### Dataset extract ###

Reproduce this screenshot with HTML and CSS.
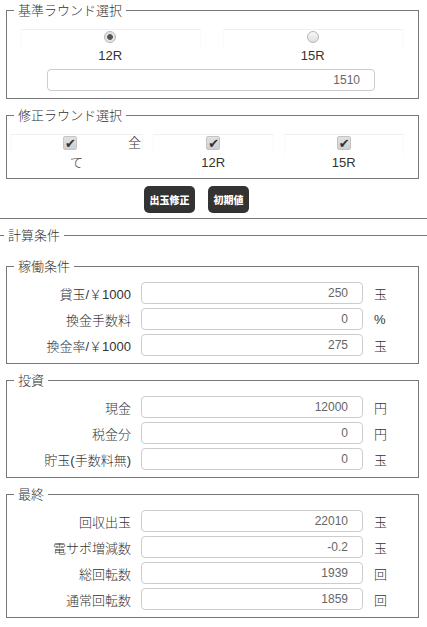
FILE: index.html
```html
<!DOCTYPE html>
<html lang="ja">
<head>
  <meta charset="UTF-8" />
  <meta name="viewport" content="width=device-width,initial-scale=1" />
  <title>出玉計算</title>
  <link rel="stylesheet" href="styles.css">
</head>
<body>
  <div class="top">
    <fieldset class="box">
      <legend>基準ラウンド選択</legend>
      <div class="opts two">
        <label class="opt">
          <span class="opt-box"><input type="radio" name="base" checked></span>
          <span class="opt-text">12R</span>
        </label>
        <label class="opt">
          <span class="opt-box"><input type="radio" name="base"></span>
          <span class="opt-text">15R</span>
        </label>
      </div>
      <input class="field base-field" type="text" value="1510">
    </fieldset>

    <fieldset class="box">
      <legend>修正ラウンド選択</legend>
      <div class="opts three">
        <label class="opt all">
          <span class="opt-box"><input type="checkbox" checked><span>全</span></span>
          <span class="opt-text">て</span>
        </label>
        <label class="opt">
          <span class="opt-box"><input type="checkbox" checked></span>
          <span class="opt-text">12R</span>
        </label>
        <label class="opt">
          <span class="opt-box"><input type="checkbox" checked></span>
          <span class="opt-text">15R</span>
        </label>
      </div>
    </fieldset>

    <div class="actions">
      <button class="btn">出玉修正</button>
      <button class="btn">初期値</button>
    </div>
  </div>

  <hr class="sep">

  <fieldset class="calc">
    <legend>計算条件</legend>
    <div class="calc-body">
      <fieldset class="box">
        <legend>稼働条件</legend>
        <div class="rows">
          <div class="row"><span class="lbl">貸玉/￥1000</span><input class="field" type="text" value="250"><span class="unit">玉</span></div>
          <div class="row"><span class="lbl">換金手数料</span><input class="field" type="text" value="0"><span class="unit">%</span></div>
          <div class="row"><span class="lbl">換金率/￥1000</span><input class="field" type="text" value="275"><span class="unit">玉</span></div>
        </div>
      </fieldset>

      <fieldset class="box">
        <legend>投資</legend>
        <div class="rows">
          <div class="row"><span class="lbl">現金</span><input class="field" type="text" value="12000"><span class="unit">円</span></div>
          <div class="row"><span class="lbl">税金分</span><input class="field" type="text" value="0"><span class="unit">円</span></div>
          <div class="row"><span class="lbl">貯玉(手数料無)</span><input class="field" type="text" value="0"><span class="unit">玉</span></div>
        </div>
      </fieldset>

      <fieldset class="box">
        <legend>最終</legend>
        <div class="rows">
          <div class="row"><span class="lbl">回収出玉</span><input class="field" type="text" value="22010"><span class="unit">玉</span></div>
          <div class="row"><span class="lbl">電サポ増減数</span><input class="field" type="text" value="-0.2"><span class="unit">玉</span></div>
          <div class="row"><span class="lbl">総回転数</span><input class="field" type="text" value="1939"><span class="unit">回</span></div>
          <div class="row"><span class="lbl">通常回転数</span><input class="field" type="text" value="1859"><span class="unit">回</span></div>
        </div>
      </fieldset>
    </div>
  </fieldset>
</body>
</html>
```

FILE: styles.css
```css
/* 共通 */
body { margin: 0; padding: 0; background: #fff; color: #333; font-family: "Liberation Sans", "Noto Sans CJK JP", sans-serif; font-size: 13px; font-weight: 300; }
.top { padding: 2px 8px 0 6px; }
fieldset { margin: 0; padding: 0; min-width: 0; }
legend { font-size: 13px; line-height: 17px; color: #333; }

/* 枠 */
.box { border: 1px solid #777; padding: 0 0 7px; }
.box + .box { margin-top: 8px; }
.box legend { margin-left: 7px; padding: 0 4px; }

/* ラジオ・チェック */
.opts { display: grid; padding-top: 10px; }
.opts.two   { grid-template-columns: 1fr 1fr; column-gap: 22px; padding-left: 13px; padding-right: 15px; }
.opts.three { grid-template-columns: 133px 1fr 1fr; column-gap: 10px; padding-left: 3px; padding-right: 14px; }
.opt { display: flex; flex-direction: column; align-items: center; }
.opt-box { align-self: stretch; display: flex; justify-content: center; border-top: 1px solid #f0f0f0; border-left: 1px solid #fafafa; border-right: 1px solid #fafafa; padding: 1px 0 5px; }
.opt-text { line-height: 16px; }
.opt.all .opt-box { justify-content: space-between; padding-left: 52px; }
.opt.all .opt-box span { line-height: 14px; margin-right: 1px; }

input[type=radio] { appearance: none; margin: 0; width: 12px; height: 12px; border: 1px solid #b5b5b5; border-radius: 50%; background: linear-gradient(#f8f8f8, #dedede); }
input[type=radio]:checked { background: radial-gradient(circle, #555 0 2.5px, #e4e4e4 3.2px); }
input[type=checkbox] { appearance: none; margin: 0; width: 14px; height: 14px; border: 1px solid #c4c4c4; border-radius: 2px; background: linear-gradient(#e2e2e2, #cfcfcf); position: relative; }
input[type=checkbox]:checked::after { content: "✔"; position: absolute; left: 1px; top: -1px; font: 700 13px/15px "DejaVu Sans", sans-serif; color: #333; }

/* 入力欄 */
.field { box-sizing: border-box; height: 22px; border: 1px solid #ccc; border-radius: 4px; padding: 0 14px 0 4px; text-align: right; font: 12px "Liberation Sans", sans-serif; color: #666; background: #fff; }
.base-field { display: block; width: 328px; margin: 5px 0 0 40px; }

/* ボタン */
.actions { display: flex; gap: 13px; padding-left: 138px; margin-top: 7px; }
.btn { height: 27px; padding: 0 5.5px; background: #333; color: #fff; border: none; border-radius: 5px; font: 900 10px "Noto Sans CJK JP", sans-serif; cursor: pointer; }

.sep { border: 0; border-top: 1px solid #777; margin: 5px 0 0; }

/* 計算条件 */
.calc { border: 0; border-top: 1px solid #777; margin-top: 8px; }
.calc > legend { margin-left: 4px; padding: 0 4px; }
.calc-body { padding: 14px 8px 0 6px; }

.rows { display: flex; flex-direction: column; gap: 4px; padding-top: 7px; }
.row { display: grid; grid-template-columns: 124px 222px auto; column-gap: 10px; align-items: center; }
.lbl { text-align: right; }
.unit { padding-left: 1px; }
```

###

Using the material above, set down every line exactly, but skip the pictures.

Response to this task
Reproduce this screenshot with HTML and CSS.
FILE: index.html
```html
<!DOCTYPE html>
<html lang="ja">
<head>
  <meta charset="UTF-8" />
  <meta name="viewport" content="width=device-width,initial-scale=1" />
  <title>出玉計算</title>
  <link rel="stylesheet" href="styles.css">
</head>
<body>
  <div class="top">
    <fieldset class="box">
      <legend>基準ラウンド選択</legend>
      <div class="opts two">
        <label class="opt">
          <span class="opt-box"><input type="radio" name="base" checked></span>
          <span class="opt-text">12R</span>
        </label>
        <label class="opt">
          <span class="opt-box"><input type="radio" name="base"></span>
          <span class="opt-text">15R</span>
        </label>
      </div>
      <input class="field base-field" type="text" value="1510">
    </fieldset>

    <fieldset class="box">
      <legend>修正ラウンド選択</legend>
      <div class="opts three">
        <label class="opt all">
          <span class="opt-box"><input type="checkbox" checked><span>全</span></span>
          <span class="opt-text">て</span>
        </label>
        <label class="opt">
          <span class="opt-box"><input type="checkbox" checked></span>
          <span class="opt-text">12R</span>
        </label>
        <label class="opt">
          <span class="opt-box"><input type="checkbox" checked></span>
          <span class="opt-text">15R</span>
        </label>
      </div>
    </fieldset>

    <div class="actions">
      <button class="btn">出玉修正</button>
      <button class="btn">初期値</button>
    </div>
  </div>

  <hr class="sep">

  <fieldset class="calc">
    <legend>計算条件</legend>
    <div class="calc-body">
      <fieldset class="box">
        <legend>稼働条件</legend>
        <div class="rows">
          <div class="row"><span class="lbl">貸玉/￥1000</span><input class="field" type="text" value="250"><span class="unit">玉</span></div>
          <div class="row"><span class="lbl">換金手数料</span><input class="field" type="text" value="0"><span class="unit">%</span></div>
          <div class="row"><span class="lbl">換金率/￥1000</span><input class="field" type="text" value="275"><span class="unit">玉</span></div>
        </div>
      </fieldset>

      <fieldset class="box">
        <legend>投資</legend>
        <div class="rows">
          <div class="row"><span class="lbl">現金</span><input class="field" type="text" value="12000"><span class="unit">円</span></div>
          <div class="row"><span class="lbl">税金分</span><input class="field" type="text" value="0"><span class="unit">円</span></div>
          <div class="row"><span class="lbl">貯玉(手数料無)</span><input class="field" type="text" value="0"><span class="unit">玉</span></div>
        </div>
      </fieldset>

      <fieldset class="box">
        <legend>最終</legend>
        <div class="rows">
          <div class="row"><span class="lbl">回収出玉</span><input class="field" type="text" value="22010"><span class="unit">玉</span></div>
          <div class="row"><span class="lbl">電サポ増減数</span><input class="field" type="text" value="-0.2"><span class="unit">玉</span></div>
          <div class="row"><span class="lbl">総回転数</span><input class="field" type="text" value="1939"><span class="unit">回</span></div>
          <div class="row"><span class="lbl">通常回転数</span><input class="field" type="text" value="1859"><span class="unit">回</span></div>
        </div>
      </fieldset>
    </div>
  </fieldset>
</body>
</html>
```

FILE: styles.css
```css
/* 共通 */
body { margin: 0; padding: 0; background: #fff; color: #333; font-family: "Liberation Sans", "Noto Sans CJK JP", sans-serif; font-size: 13px; font-weight: 300; }
.top { padding: 2px 8px 0 6px; }
fieldset { margin: 0; padding: 0; min-width: 0; }
legend { font-size: 13px; line-height: 17px; color: #333; }

/* 枠 */
.box { border: 1px solid #777; padding: 0 0 7px; }
.box + .box { margin-top: 8px; }
.box legend { margin-left: 7px; padding: 0 4px; }

/* ラジオ・チェック */
.opts { display: grid; padding-top: 10px; }
.opts.two   { grid-template-columns: 1fr 1fr; column-gap: 22px; padding-left: 13px; padding-right: 15px; }
.opts.three { grid-template-columns: 133px 1fr 1fr; column-gap: 10px; padding-left: 3px; padding-right: 14px; }
.opt { display: flex; flex-direction: column; align-items: center; }
.opt-box { align-self: stretch; display: flex; justify-content: center; border-top: 1px solid #f0f0f0; border-left: 1px solid #fafafa; border-right: 1px solid #fafafa; padding: 1px 0 5px; }
.opt-text { line-height: 16px; }
.opt.all .opt-box { justify-content: space-between; padding-left: 52px; }
.opt.all .opt-box span { line-height: 14px; margin-right: 1px; }

input[type=radio] { appearance: none; margin: 0; width: 12px; height: 12px; border: 1px solid #b5b5b5; border-radius: 50%; background: linear-gradient(#f8f8f8, #dedede); }
input[type=radio]:checked { background: radial-gradient(circle, #555 0 2.5px, #e4e4e4 3.2px); }
input[type=checkbox] { appearance: none; margin: 0; width: 14px; height: 14px; border: 1px solid #c4c4c4; border-radius: 2px; background: linear-gradient(#e2e2e2, #cfcfcf); position: relative; }
input[type=checkbox]:checked::after { content: "✔"; position: absolute; left: 1px; top: -1px; font: 700 13px/15px "DejaVu Sans", sans-serif; color: #333; }

/* 入力欄 */
.field { box-sizing: border-box; height: 22px; border: 1px solid #ccc; border-radius: 4px; padding: 0 14px 0 4px; text-align: right; font: 12px "Liberation Sans", sans-serif; color: #666; background: #fff; }
.base-field { display: block; width: 328px; margin: 5px 0 0 40px; }

/* ボタン */
.actions { display: flex; gap: 13px; padding-left: 138px; margin-top: 7px; }
.btn { height: 27px; padding: 0 5.5px; background: #333; color: #fff; border: none; border-radius: 5px; font: 900 10px "Noto Sans CJK JP", sans-serif; cursor: pointer; }

.sep { border: 0; border-top: 1px solid #777; margin: 5px 0 0; }

/* 計算条件 */
.calc { border: 0; border-top: 1px solid #777; margin-top: 8px; }
.calc > legend { margin-left: 4px; padding: 0 4px; }
.calc-body { padding: 14px 8px 0 6px; }

.rows { display: flex; flex-direction: column; gap: 4px; padding-top: 7px; }
.row { display: grid; grid-template-columns: 124px 222px auto; column-gap: 10px; align-items: center; }
.lbl { text-align: right; }
.unit { padding-left: 1px; }
```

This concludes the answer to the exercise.